Monday, 1 September 2014


MPs have returned from the long summer recess to debate the issues of the day. There was some serious debate about the very worrying situation in Iraq and the Middle East. Dennis Skinner was on form as usual suggesting that the PM should be thanking the Labour Party for preventing Government plans, just a year ago, to arm Islamic State militants so they could fight against Assad. With such important issues being debated I was surprised that the evening news reports were not about global issues but about one of the most inward looking debates about procedural issues that has made the headlines; the appointment of a civil servant the Clerk to the House.

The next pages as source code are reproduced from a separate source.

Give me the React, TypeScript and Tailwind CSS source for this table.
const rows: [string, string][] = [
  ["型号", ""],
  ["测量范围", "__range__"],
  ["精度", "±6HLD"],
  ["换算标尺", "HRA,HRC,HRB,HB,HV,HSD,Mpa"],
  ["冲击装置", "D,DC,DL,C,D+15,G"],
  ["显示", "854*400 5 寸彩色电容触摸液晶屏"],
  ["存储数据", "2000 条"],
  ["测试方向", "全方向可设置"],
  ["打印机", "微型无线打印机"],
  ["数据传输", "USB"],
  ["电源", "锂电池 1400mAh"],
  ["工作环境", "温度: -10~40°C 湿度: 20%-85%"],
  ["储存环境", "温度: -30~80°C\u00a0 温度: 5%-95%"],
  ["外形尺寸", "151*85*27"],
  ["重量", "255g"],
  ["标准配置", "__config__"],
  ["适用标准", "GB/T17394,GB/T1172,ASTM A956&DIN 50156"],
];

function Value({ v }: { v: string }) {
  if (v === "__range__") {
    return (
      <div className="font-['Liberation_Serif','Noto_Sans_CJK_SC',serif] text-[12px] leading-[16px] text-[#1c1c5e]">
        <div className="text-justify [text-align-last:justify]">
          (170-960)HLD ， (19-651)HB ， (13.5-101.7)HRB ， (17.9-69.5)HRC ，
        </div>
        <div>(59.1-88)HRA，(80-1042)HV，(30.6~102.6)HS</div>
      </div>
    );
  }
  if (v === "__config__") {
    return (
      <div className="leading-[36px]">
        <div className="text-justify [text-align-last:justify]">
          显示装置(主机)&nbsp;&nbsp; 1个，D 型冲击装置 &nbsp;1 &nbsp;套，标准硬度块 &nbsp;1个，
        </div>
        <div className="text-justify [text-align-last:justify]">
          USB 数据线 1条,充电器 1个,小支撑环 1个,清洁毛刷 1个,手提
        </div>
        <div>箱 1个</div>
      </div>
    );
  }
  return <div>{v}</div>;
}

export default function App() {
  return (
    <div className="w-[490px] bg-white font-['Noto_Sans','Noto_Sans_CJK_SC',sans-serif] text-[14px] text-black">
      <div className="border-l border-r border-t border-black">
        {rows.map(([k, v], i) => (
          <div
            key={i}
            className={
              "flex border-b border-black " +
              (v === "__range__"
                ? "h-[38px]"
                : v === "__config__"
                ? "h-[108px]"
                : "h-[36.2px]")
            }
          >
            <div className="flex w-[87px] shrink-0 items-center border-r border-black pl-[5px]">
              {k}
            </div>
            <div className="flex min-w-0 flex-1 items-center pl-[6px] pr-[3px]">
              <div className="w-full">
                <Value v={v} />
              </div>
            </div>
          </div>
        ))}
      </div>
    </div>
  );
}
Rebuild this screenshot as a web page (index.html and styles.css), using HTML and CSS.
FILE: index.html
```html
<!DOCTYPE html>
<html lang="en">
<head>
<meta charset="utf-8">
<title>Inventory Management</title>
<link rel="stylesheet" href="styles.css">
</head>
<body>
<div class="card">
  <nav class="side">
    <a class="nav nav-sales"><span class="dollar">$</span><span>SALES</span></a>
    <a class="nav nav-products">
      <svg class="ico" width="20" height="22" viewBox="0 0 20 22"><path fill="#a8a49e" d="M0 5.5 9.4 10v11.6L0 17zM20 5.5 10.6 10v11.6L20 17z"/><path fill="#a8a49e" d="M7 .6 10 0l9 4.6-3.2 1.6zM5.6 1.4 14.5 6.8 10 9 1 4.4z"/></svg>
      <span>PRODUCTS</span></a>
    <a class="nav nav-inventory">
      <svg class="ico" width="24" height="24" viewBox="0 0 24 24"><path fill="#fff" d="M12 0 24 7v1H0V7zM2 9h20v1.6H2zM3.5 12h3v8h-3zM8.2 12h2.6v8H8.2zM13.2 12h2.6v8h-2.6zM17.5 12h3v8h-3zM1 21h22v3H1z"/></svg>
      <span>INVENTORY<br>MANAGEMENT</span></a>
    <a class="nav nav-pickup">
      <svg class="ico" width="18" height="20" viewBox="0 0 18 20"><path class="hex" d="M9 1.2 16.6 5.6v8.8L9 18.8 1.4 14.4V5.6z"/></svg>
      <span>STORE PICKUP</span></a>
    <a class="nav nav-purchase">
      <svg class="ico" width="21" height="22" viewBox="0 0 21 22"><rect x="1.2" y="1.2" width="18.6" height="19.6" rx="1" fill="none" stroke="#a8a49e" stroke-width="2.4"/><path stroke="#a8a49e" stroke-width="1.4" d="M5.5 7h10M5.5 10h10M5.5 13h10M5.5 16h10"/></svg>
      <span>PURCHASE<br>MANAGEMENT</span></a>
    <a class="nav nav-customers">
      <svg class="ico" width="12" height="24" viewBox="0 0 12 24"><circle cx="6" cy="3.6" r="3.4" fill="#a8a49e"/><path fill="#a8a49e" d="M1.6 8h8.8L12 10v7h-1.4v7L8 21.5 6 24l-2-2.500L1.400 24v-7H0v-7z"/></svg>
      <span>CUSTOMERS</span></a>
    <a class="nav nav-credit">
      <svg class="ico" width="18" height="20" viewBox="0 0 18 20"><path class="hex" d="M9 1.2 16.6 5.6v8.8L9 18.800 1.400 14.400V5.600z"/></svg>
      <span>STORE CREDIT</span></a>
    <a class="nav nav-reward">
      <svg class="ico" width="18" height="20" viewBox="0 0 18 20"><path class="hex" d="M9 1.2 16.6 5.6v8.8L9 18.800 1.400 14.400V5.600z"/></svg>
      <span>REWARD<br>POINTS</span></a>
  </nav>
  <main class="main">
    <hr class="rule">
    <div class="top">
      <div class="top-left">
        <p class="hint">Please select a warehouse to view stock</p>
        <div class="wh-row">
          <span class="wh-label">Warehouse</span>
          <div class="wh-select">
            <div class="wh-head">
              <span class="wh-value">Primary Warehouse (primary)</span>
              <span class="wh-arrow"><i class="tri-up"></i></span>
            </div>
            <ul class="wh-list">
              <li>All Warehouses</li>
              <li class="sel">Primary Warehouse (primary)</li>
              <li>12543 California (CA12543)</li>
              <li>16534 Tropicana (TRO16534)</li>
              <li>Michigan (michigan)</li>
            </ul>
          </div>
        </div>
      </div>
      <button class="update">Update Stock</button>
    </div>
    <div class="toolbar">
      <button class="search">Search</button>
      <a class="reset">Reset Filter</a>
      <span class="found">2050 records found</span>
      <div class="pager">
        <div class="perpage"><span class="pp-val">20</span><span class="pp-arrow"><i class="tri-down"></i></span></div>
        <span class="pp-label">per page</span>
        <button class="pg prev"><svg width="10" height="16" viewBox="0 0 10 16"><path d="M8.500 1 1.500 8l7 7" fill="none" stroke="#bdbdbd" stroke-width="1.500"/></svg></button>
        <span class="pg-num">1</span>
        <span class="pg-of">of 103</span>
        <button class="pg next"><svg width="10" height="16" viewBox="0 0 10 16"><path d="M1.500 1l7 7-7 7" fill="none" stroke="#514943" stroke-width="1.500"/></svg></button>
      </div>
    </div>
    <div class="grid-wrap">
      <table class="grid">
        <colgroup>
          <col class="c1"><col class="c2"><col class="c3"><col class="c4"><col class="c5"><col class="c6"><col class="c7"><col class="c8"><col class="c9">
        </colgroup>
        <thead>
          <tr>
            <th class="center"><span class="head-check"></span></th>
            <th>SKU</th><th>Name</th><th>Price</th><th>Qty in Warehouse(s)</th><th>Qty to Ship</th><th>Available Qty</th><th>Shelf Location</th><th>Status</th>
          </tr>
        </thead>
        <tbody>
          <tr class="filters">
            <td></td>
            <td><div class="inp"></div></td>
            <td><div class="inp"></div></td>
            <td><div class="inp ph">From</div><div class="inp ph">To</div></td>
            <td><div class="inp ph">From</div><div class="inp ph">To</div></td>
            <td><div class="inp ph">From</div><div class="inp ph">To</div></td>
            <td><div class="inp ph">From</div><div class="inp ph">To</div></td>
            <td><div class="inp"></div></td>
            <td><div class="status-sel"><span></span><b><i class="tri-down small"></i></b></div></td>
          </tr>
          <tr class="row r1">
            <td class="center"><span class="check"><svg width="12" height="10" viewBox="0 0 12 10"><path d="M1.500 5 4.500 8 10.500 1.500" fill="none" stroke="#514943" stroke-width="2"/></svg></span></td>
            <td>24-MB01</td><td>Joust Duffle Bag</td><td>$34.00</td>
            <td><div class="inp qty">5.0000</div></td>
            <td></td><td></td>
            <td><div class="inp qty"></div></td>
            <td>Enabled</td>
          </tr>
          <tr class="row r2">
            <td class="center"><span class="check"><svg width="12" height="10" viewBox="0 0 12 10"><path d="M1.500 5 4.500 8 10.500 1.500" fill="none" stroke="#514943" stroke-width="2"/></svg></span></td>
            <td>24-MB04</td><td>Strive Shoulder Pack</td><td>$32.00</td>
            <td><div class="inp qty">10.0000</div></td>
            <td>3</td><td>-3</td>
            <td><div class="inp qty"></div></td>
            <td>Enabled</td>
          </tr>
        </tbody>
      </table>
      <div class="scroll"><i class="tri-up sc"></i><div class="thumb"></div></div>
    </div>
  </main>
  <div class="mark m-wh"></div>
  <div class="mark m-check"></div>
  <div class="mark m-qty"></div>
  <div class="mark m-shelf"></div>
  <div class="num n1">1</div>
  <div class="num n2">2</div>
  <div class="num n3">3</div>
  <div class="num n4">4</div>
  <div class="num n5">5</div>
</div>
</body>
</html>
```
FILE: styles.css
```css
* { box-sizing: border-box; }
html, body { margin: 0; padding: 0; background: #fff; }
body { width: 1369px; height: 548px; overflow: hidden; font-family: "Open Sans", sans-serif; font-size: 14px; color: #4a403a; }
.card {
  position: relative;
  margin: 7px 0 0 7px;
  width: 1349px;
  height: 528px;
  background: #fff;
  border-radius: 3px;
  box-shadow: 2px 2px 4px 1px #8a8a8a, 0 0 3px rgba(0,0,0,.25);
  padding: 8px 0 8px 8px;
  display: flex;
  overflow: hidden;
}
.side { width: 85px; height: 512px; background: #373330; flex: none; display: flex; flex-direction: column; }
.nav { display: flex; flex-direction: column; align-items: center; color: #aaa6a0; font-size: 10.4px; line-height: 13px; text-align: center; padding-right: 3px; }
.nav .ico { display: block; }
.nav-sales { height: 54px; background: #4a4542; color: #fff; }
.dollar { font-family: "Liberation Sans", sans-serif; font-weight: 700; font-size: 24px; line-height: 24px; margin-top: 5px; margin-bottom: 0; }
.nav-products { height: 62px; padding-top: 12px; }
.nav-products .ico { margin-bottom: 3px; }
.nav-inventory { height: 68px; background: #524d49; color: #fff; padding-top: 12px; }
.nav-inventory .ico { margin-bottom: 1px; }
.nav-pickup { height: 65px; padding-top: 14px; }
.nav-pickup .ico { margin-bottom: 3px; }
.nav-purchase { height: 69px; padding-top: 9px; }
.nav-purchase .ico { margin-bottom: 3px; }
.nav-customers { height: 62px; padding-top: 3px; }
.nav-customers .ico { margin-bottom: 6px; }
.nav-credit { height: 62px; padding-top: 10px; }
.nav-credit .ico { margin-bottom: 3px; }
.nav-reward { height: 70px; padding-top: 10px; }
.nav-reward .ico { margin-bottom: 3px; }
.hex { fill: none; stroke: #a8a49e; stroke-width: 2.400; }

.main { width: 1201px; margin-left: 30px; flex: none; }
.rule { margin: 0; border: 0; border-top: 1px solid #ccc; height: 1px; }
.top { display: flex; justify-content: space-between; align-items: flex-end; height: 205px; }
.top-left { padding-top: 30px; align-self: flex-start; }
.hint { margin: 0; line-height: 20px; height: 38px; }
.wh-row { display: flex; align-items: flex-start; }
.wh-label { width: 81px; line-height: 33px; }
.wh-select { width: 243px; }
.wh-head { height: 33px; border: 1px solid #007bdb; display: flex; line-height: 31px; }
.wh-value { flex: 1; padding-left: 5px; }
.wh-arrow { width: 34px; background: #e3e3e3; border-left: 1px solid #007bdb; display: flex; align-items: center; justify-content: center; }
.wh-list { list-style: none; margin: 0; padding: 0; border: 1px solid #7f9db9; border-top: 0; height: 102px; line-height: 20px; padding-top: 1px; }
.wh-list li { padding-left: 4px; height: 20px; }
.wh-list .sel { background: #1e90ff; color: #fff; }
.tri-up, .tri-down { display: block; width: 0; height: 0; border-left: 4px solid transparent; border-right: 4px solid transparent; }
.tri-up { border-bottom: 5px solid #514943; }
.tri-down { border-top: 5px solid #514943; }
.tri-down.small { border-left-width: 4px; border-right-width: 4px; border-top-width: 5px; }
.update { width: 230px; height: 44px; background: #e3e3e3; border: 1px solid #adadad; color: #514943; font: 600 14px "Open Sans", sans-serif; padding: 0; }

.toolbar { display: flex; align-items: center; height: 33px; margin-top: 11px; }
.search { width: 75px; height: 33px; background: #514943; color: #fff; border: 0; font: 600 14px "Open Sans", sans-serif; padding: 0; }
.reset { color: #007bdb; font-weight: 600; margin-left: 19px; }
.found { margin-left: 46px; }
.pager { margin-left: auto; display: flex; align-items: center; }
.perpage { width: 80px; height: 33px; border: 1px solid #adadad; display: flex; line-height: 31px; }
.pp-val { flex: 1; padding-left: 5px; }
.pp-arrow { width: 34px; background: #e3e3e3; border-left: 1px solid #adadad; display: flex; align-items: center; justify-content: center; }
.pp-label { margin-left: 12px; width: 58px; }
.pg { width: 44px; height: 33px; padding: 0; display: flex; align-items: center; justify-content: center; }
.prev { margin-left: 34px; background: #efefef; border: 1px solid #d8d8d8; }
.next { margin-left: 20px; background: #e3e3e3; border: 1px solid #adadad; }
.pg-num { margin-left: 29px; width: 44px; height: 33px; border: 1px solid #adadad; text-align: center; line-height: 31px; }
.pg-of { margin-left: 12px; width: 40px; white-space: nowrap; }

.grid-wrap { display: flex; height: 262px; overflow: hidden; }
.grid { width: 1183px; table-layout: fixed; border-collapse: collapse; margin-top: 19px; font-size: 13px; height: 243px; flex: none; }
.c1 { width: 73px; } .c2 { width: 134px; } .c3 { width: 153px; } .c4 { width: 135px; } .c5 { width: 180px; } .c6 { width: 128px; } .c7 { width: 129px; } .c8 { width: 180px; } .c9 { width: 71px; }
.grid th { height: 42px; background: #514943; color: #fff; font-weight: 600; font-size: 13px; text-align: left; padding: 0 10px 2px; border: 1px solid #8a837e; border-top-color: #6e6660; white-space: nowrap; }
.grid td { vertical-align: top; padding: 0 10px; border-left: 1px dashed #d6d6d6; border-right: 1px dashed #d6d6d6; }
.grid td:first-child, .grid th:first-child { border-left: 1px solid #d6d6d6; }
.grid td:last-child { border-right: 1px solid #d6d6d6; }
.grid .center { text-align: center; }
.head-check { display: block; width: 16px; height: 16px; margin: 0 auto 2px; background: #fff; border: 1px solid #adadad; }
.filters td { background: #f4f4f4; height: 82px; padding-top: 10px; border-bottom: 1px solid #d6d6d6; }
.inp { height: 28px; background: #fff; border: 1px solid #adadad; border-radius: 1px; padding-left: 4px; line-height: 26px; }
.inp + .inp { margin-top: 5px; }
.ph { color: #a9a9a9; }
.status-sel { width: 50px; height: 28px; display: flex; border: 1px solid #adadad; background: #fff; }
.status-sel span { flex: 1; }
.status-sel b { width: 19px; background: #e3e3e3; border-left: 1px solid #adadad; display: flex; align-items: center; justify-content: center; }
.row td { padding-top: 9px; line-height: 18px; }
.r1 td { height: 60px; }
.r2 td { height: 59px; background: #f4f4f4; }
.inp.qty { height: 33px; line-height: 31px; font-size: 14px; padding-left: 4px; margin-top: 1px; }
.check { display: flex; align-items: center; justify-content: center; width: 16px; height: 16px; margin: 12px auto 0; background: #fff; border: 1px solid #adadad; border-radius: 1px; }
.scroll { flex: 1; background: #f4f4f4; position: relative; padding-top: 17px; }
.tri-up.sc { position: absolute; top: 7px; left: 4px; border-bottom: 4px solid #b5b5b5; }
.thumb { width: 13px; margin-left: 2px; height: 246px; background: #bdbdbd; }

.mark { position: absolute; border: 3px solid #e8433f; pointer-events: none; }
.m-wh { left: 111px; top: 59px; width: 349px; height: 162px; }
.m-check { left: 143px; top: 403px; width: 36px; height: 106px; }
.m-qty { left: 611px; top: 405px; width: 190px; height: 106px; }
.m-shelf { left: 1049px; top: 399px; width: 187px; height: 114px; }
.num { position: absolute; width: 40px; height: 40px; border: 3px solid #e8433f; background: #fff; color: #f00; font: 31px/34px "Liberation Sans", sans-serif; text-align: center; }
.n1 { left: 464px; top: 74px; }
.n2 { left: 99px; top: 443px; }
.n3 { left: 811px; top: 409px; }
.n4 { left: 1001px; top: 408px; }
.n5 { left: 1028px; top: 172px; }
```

Sir Robert Rogers the long-serving Clerk to the House has retired. He had a wide ranging role that included responsibility for ensuring parliamentary processes are followed and the running of the parliamentary estate. The speaker has a role in making the appointment and Speaker Bercow has recommended Carol Mills who currently oversees parliamentary services in the Australian parliament. Tory MPs have taken issue with this and decided to raise several of points of order and repeatedly shouted down the speaker. The speaker's job is to keep order, today some MPs it impossible.

I'm not sure of the reasons for the vitriolic reaction to this recommendation. It could be an excuse to have a go at the Speaker. Bercow, who despite being a Conservative, has upset many in his own ranks with his wide ranging reforms. He has given select committees and backbenchers real power to hold the government to account. Bercow has got into the habit of calling out individuals at PMQs with pre-planned put-downs, which would anger any unruly MP.

Women are underrepresented in the Conservative Party. The disproportionate reaction could even have been because the recommendation was that a woman should take on the role of the UK's principal constitutional adviser, a position which has been held by a man for the every one of 651 years since the post was created.

There may well be valid concerns about the recommendation but today, certain MPs behaved in a way that would be unacceptable on the first day back at any school, summing up precisely what members of the general public dislike about politics.